Telasi spokesman Valery Pantsulaia said the company concentrated on providing power for Tbilisi and “has never gotten involved in politics.” Telasi has productive working relationships with Tbilisi City Hall and Georgian companies, he said.

Other major Russian companies working in Georgia include gas producer Itera, which owns gas distribution facilities across the country.

VTB Bank Georgia, a unit of VTB Group, has been in Georgia since 2005 and has at least 15 outlets in Tbilisi and 14 more throughout the country. VTB Group owns 77.6 percent of the Georgian unit, according to its web site.

Russian investors also have a stake in GeoProMining, which owns Madneuli, Georgia’s largest miner, spokeswoman Tamar Liluashvili said.

Two former economic development ministers, Kakha Bendukidze and Eka Sharashidze, echoed Saakashvili in downplaying the threat posed by Russian strategic investments in Georgia eight months after the war and even as Russian economic sanctions remain in place.

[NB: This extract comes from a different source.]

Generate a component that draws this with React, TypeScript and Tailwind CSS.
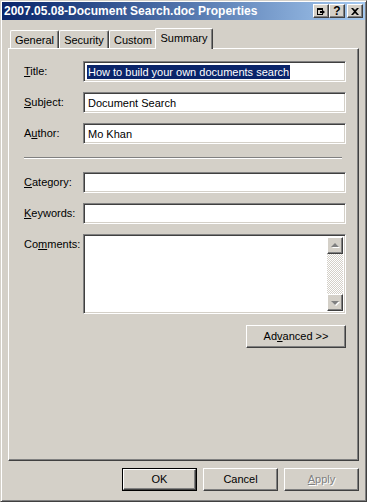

They also said the opposition ignores the fact that companies from other countries — including Kazakhstan, Azerbaijan, Turkey, Israel, Ukraine and the United Arab Emirates — have investments equal to or exceeding those from Russia.

“Our opponents say that Russia will use its investments as leverage to sabotage us, but I can assure you that if the Russians cut off water or electricity, they’ll get a big bang on the head,” Bendukidze said in an interview. “We won’t put up with that.”